Stored data:
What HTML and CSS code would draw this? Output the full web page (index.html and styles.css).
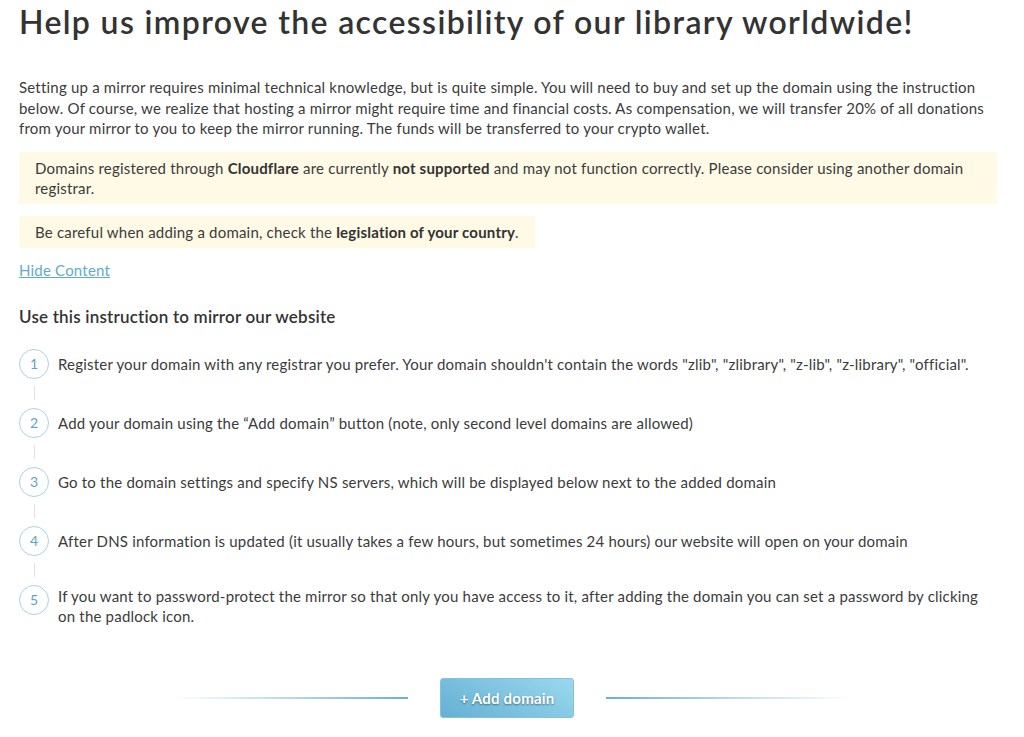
FILE: index.html
```html
<!DOCTYPE html>
<html lang="en">
<head>
<meta charset="utf-8">
<title>Mirror</title>
<link rel="stylesheet" href="styles.css">
</head>
<body>
<main class="page">
  <h1 class="title">Help us improve the accessibility of our library worldwide!</h1>
  <p class="intro">Setting up a mirror requires minimal technical knowledge, but is quite simple. You will need to buy and set up the domain using the instruction below. Of course, we realize that hosting a mirror might require time and financial costs. As compensation, we will transfer 20% of all donations from your mirror to you to keep the mirror running. The funds will be transferred to your crypto wallet.</p>
  <div class="notice">Domains registered through <b>Cloudflare</b> are currently <b>not supported</b> and may not function correctly. Please consider using another domain registrar.</div>
  <div class="notice notice-inline">Be careful when adding a domain, check the <b>legislation of your country</b>.</div>
  <a class="toggle" href="#">Hide Content</a>
  <h2 class="subtitle">Use this instruction to mirror our website</h2>
  <ol class="steps">
    <li class="step"><div class="marker"><span class="circle">1</span><span class="line"></span></div><div class="text">Register your domain with any registrar you prefer. Your domain shouldn't contain the words "zlib", "zlibrary", "z-lib", "z-library", "official".</div></li>
    <li class="step"><div class="marker"><span class="circle">2</span><span class="line"></span></div><div class="text">Add your domain using the “Add domain” button (note, only second level domains are allowed)</div></li>
    <li class="step"><div class="marker"><span class="circle">3</span><span class="line"></span></div><div class="text">Go to the domain settings and specify NS servers, which will be displayed below next to the added domain</div></li>
    <li class="step"><div class="marker"><span class="circle">4</span><span class="line"></span></div><div class="text">After DNS information is updated (it usually takes a few hours, but sometimes 24 hours) our website will open on your domain</div></li>
    <li class="step"><div class="marker"><span class="circle">5</span></div><div class="text text-multi">If you want to password-protect the mirror so that only you have access to it, after adding the domain you can set a password by clicking on the padlock icon.</div></li>
  </ol>
  <div class="actions">
    <span class="rule rule-left"></span>
    <button class="add-btn" type="button">+ Add domain</button>
    <span class="rule rule-right"></span>
  </div>
</main>
</body>
</html>
```
FILE: styles.css
```css
* { box-sizing: border-box; }
html, body { margin: 0; background: #fff; }
body {
  font-family: "Lato", "Open Sans", sans-serif;
  color: #3b3b3b;
  font-size: 15px;
  line-height: 20.5px;
  letter-spacing: 0.2px;
}
.page {
  padding: 0 27px 0 19px;
}
.title {
  margin: 2px 0 0;
  font-size: 32px;
  line-height: 40px;
  font-weight: 600;
  color: #333;
  letter-spacing: 1.35px;
}
.intro {
  margin: 35px 0 0;
}
.notice {
  margin-top: 13px;
  background: #fefae6;
  padding: 6px 16px;
  line-height: 20px;
}
.notice b { font-weight: 700; color: #333; }
.notice-inline {
  display: inline-block;
  margin-top: 12px;
}
.toggle {
  display: block;
  width: max-content;
  margin-top: 12px;
  color: #5fabcf;
  text-decoration: underline;
  line-height: 20px;
}
.subtitle {
  margin: 27px 0 0;
  font-size: 17px;
  line-height: 20px;
  font-weight: 600;
  color: #333;
}
.steps {
  list-style: none;
  margin: 22px 0 0;
  padding: 0;
}
.step {
  display: flex;
  align-items: flex-start;
  gap: 9px;
}
.marker {
  display: flex;
  flex-direction: column;
  align-items: center;
  width: 30px;
  flex: none;
}
.circle {
  width: 30px;
  height: 30px;
  border-radius: 50%;
  border: 1px solid #a9d3e3;
  color: #5aa6c6;
  font-size: 14px;
  line-height: 28px;
  text-align: center;
  letter-spacing: 0;
}
.line {
  width: 1px;
  height: 14px;
  margin: 7px 0 8px;
  background: #e2e2e2;
}
.text {
  padding-top: 5px;
  line-height: 20px;
}
.text-multi { padding-top: 1px; }
.actions {
  margin-top: 52px;
  padding-left: 9px;
  display: flex;
  align-items: center;
  justify-content: center;
  gap: 32px;
}
.rule {
  height: 2px;
  width: 233px;
}
.rule-left {
  background: linear-gradient(to right, rgba(106,176,208,0), #6ab0d0);
}
.rule-right {
  width: 244px;
  background: linear-gradient(to left, rgba(106,176,208,0), #6ab0d0);
}
.add-btn {
  width: 134px;
  height: 40px;
  border: 1px solid #7fc3de;
  border-radius: 3px;
  background: linear-gradient(30deg, #64b0d3, #9bd8ee);
  color: #fff;
  font-family: inherit;
  font-size: 15px;
  font-weight: 700;
  letter-spacing: 0.2px;
  text-shadow: 0 1px 2px rgba(0,0,0,0.45);
  cursor: pointer;
}
```
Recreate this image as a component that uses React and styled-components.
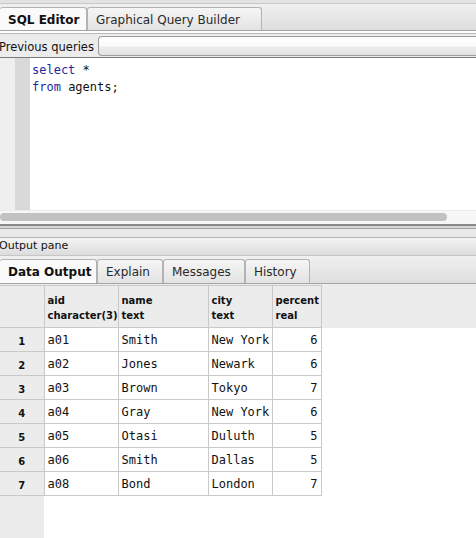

The request: Retype all of the entries exactly as written, leaving out any images.

Reply:
What HTML and CSS code would draw this? Output the full web page (index.html and styles.css).
FILE: index.html
```html
<!DOCTYPE html>
<html lang="en">
<head>
<meta charset="utf-8">
<title>Mirror</title>
<link rel="stylesheet" href="styles.css">
</head>
<body>
<main class="page">
  <h1 class="title">Help us improve the accessibility of our library worldwide!</h1>
  <p class="intro">Setting up a mirror requires minimal technical knowledge, but is quite simple. You will need to buy and set up the domain using the instruction below. Of course, we realize that hosting a mirror might require time and financial costs. As compensation, we will transfer 20% of all donations from your mirror to you to keep the mirror running. The funds will be transferred to your crypto wallet.</p>
  <div class="notice">Domains registered through <b>Cloudflare</b> are currently <b>not supported</b> and may not function correctly. Please consider using another domain registrar.</div>
  <div class="notice notice-inline">Be careful when adding a domain, check the <b>legislation of your country</b>.</div>
  <a class="toggle" href="#">Hide Content</a>
  <h2 class="subtitle">Use this instruction to mirror our website</h2>
  <ol class="steps">
    <li class="step"><div class="marker"><span class="circle">1</span><span class="line"></span></div><div class="text">Register your domain with any registrar you prefer. Your domain shouldn't contain the words "zlib", "zlibrary", "z-lib", "z-library", "official".</div></li>
    <li class="step"><div class="marker"><span class="circle">2</span><span class="line"></span></div><div class="text">Add your domain using the “Add domain” button (note, only second level domains are allowed)</div></li>
    <li class="step"><div class="marker"><span class="circle">3</span><span class="line"></span></div><div class="text">Go to the domain settings and specify NS servers, which will be displayed below next to the added domain</div></li>
    <li class="step"><div class="marker"><span class="circle">4</span><span class="line"></span></div><div class="text">After DNS information is updated (it usually takes a few hours, but sometimes 24 hours) our website will open on your domain</div></li>
    <li class="step"><div class="marker"><span class="circle">5</span></div><div class="text text-multi">If you want to password-protect the mirror so that only you have access to it, after adding the domain you can set a password by clicking on the padlock icon.</div></li>
  </ol>
  <div class="actions">
    <span class="rule rule-left"></span>
    <button class="add-btn" type="button">+ Add domain</button>
    <span class="rule rule-right"></span>
  </div>
</main>
</body>
</html>
```
FILE: styles.css
```css
* { box-sizing: border-box; }
html, body { margin: 0; background: #fff; }
body {
  font-family: "Lato", "Open Sans", sans-serif;
  color: #3b3b3b;
  font-size: 15px;
  line-height: 20.5px;
  letter-spacing: 0.2px;
}
.page {
  padding: 0 27px 0 19px;
}
.title {
  margin: 2px 0 0;
  font-size: 32px;
  line-height: 40px;
  font-weight: 600;
  color: #333;
  letter-spacing: 1.35px;
}
.intro {
  margin: 35px 0 0;
}
.notice {
  margin-top: 13px;
  background: #fefae6;
  padding: 6px 16px;
  line-height: 20px;
}
.notice b { font-weight: 700; color: #333; }
.notice-inline {
  display: inline-block;
  margin-top: 12px;
}
.toggle {
  display: block;
  width: max-content;
  margin-top: 12px;
  color: #5fabcf;
  text-decoration: underline;
  line-height: 20px;
}
.subtitle {
  margin: 27px 0 0;
  font-size: 17px;
  line-height: 20px;
  font-weight: 600;
  color: #333;
}
.steps {
  list-style: none;
  margin: 22px 0 0;
  padding: 0;
}
.step {
  display: flex;
  align-items: flex-start;
  gap: 9px;
}
.marker {
  display: flex;
  flex-direction: column;
  align-items: center;
  width: 30px;
  flex: none;
}
.circle {
  width: 30px;
  height: 30px;
  border-radius: 50%;
  border: 1px solid #a9d3e3;
  color: #5aa6c6;
  font-size: 14px;
  line-height: 28px;
  text-align: center;
  letter-spacing: 0;
}
.line {
  width: 1px;
  height: 14px;
  margin: 7px 0 8px;
  background: #e2e2e2;
}
.text {
  padding-top: 5px;
  line-height: 20px;
}
.text-multi { padding-top: 1px; }
.actions {
  margin-top: 52px;
  padding-left: 9px;
  display: flex;
  align-items: center;
  justify-content: center;
  gap: 32px;
}
.rule {
  height: 2px;
  width: 233px;
}
.rule-left {
  background: linear-gradient(to right, rgba(106,176,208,0), #6ab0d0);
}
.rule-right {
  width: 244px;
  background: linear-gradient(to left, rgba(106,176,208,0), #6ab0d0);
}
.add-btn {
  width: 134px;
  height: 40px;
  border: 1px solid #7fc3de;
  border-radius: 3px;
  background: linear-gradient(30deg, #64b0d3, #9bd8ee);
  color: #fff;
  font-family: inherit;
  font-size: 15px;
  font-weight: 700;
  letter-spacing: 0.2px;
  text-shadow: 0 1px 2px rgba(0,0,0,0.45);
  cursor: pointer;
}
```
Recreate this image as a component that uses React and styled-components.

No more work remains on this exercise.